What Generators Want from Search: Aligning Retrieval with the Needs of Generative AI
27 October 2025 12:30pm
The School of EECS is hosting the following HDR Progress Review 1 Confirmation Seminar:
What Generators Want from Search: Aligning Retrieval with the Needs of Generative AI
Speaker: Jonathan Ross
Host: Prof Guido Zuccon
Abstract: Search has traditionally been defined as the interaction between a user and an information retrieval (IR) system to satisfy an information need. From the outset, IR evaluation has assumed that system utility lies in serving human users, and that this utility can be approximated by measuring. Consequently, retrieval models and evaluation measures were designed around human-centred notions of relevance, and search systems have been optimised accordingly.
These same search systems are now central to Generative AI, particularly in Retrieval-Augmented Generation (RAG), where a retriever supplements the input of a large language model (generator) with external documents.
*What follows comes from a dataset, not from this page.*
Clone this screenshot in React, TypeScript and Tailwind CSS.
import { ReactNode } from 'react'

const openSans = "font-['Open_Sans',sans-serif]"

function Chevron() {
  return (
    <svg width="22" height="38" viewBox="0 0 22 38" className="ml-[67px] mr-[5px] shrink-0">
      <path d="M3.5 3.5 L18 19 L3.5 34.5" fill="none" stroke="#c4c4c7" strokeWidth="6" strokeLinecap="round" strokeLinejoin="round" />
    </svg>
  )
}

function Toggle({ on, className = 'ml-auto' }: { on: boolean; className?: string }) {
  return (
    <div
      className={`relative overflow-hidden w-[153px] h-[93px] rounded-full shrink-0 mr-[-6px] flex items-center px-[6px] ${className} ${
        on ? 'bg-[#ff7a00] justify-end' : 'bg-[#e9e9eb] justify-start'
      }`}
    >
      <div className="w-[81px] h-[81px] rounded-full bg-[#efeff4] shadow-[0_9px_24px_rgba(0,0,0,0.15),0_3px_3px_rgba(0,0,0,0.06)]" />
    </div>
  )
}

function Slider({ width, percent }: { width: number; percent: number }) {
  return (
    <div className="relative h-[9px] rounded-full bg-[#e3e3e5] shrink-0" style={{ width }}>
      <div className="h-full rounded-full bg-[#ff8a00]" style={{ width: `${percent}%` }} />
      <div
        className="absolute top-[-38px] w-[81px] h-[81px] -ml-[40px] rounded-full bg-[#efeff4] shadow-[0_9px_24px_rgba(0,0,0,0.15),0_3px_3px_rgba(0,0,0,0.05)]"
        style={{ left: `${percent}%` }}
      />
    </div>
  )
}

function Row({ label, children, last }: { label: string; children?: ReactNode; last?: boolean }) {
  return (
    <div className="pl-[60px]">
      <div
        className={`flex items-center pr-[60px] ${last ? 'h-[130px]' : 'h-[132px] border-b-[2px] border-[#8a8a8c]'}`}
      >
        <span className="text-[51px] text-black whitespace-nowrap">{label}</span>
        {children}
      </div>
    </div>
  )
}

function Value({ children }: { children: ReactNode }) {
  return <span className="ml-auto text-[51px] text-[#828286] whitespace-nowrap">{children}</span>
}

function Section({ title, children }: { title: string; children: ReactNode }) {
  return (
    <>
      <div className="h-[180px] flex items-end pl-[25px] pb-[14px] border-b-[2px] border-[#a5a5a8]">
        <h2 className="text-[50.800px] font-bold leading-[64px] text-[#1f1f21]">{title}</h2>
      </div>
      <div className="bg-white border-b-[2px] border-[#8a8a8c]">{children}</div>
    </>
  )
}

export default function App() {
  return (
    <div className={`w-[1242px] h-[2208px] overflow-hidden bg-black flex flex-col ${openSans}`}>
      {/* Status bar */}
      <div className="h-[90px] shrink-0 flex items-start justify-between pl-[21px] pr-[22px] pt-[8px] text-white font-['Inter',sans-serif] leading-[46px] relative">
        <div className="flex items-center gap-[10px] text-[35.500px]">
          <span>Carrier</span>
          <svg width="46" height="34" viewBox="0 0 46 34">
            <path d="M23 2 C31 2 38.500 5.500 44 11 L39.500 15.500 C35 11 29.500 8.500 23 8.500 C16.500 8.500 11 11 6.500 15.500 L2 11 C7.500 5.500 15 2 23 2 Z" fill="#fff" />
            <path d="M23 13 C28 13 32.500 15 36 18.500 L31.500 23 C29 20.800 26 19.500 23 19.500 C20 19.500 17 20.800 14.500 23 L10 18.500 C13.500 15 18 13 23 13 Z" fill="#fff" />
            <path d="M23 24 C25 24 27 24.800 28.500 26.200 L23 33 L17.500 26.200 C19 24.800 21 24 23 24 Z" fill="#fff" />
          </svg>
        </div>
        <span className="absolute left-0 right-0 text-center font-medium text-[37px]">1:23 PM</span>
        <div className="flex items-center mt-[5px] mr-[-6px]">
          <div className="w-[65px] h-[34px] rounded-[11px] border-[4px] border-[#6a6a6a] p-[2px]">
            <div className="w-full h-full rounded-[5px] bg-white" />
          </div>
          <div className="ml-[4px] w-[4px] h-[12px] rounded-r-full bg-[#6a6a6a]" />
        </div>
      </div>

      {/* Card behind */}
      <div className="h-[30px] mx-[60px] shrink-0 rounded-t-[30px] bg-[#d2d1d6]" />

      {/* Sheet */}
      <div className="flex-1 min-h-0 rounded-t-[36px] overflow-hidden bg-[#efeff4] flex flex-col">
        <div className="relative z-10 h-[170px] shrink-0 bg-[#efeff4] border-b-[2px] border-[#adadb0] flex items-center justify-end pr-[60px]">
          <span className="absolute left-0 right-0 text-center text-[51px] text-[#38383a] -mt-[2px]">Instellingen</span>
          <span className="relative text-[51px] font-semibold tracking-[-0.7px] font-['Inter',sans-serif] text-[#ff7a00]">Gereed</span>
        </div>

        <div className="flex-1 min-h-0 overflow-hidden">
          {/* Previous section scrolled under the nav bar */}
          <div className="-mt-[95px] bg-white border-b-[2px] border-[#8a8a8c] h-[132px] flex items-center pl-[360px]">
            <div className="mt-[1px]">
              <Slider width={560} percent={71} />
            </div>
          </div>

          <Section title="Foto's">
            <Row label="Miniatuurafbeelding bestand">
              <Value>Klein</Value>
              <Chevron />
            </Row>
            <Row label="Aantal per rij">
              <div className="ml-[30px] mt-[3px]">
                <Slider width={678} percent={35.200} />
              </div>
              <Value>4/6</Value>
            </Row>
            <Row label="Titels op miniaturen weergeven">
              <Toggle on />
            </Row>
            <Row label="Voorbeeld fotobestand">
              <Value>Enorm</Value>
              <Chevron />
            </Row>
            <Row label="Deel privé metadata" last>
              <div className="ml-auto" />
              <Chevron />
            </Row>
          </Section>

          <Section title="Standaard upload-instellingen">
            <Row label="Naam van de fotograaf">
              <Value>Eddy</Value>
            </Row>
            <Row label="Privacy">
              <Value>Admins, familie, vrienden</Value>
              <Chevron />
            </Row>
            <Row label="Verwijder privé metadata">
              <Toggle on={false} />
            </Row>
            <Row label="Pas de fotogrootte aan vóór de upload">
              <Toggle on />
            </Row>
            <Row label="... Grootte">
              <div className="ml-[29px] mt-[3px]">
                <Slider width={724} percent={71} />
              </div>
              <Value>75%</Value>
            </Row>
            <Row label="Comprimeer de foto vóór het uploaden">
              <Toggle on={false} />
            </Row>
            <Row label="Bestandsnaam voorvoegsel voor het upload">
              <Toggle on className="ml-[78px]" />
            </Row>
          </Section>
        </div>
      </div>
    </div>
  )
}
RAG has enabled state-of-the-art performance on knowledge-intensive tasks, improved attribution of answers to sources, and allowed models to incorporate new knowledge without retraining.
Yet, retrieval in RAG still relies on methods optimised for humans rather than for generators. Human-oriented practices such as ranking documents by semantic relevance reflect assumptions about how people search: that they read results top to bottom, expect the most relevant item first, and stop once their need is satisfied. These assumptions are embedded in evaluation measures such as Normalised Discounted Cumulative Gain (NDCG), which reward systems for placing relevant documents higher in the list. Yet empirical studies reveal that such ranked lists can impair generators. A model may prefer relevant documents at the end of the list or even perform better when non-relevant documents appear first. These findings raise a deeper question: what principles should guide the design of retrievers for generators?
This thesis advances a framework for retrieval explicitly aligned with the needs of generative models. It first situates the research within the history of human-centred IR and motivates the shift toward generator-aligned evaluation. It then critically examines how assumptions embedded in classical retrieval theory and metrics diverge from generator behaviour. Finally, it presents empirical studies that quantify these divergences and inform the design of retrievers optimised for generator utility. Together, these contributions move beyond traditional relevance to define the principles of retrieval for generative AI.
Bio: Mr Jonathan Ross is a PhD candidate from the Data Science group at the School of Electrical Engineering and Computer Science, the University of Queensland (UQ), Australia. He received his Bachelor’s degree in Mechanical Engineering from the United States Naval Academy and a Master’s of Data Science from UQ. His research focuses on Retrieval Augmented Generation (RAG), under the supervision of Dr. Anton van der Vegt, Associate Professor Bevan Koopman, and Professor Guido Zuccon.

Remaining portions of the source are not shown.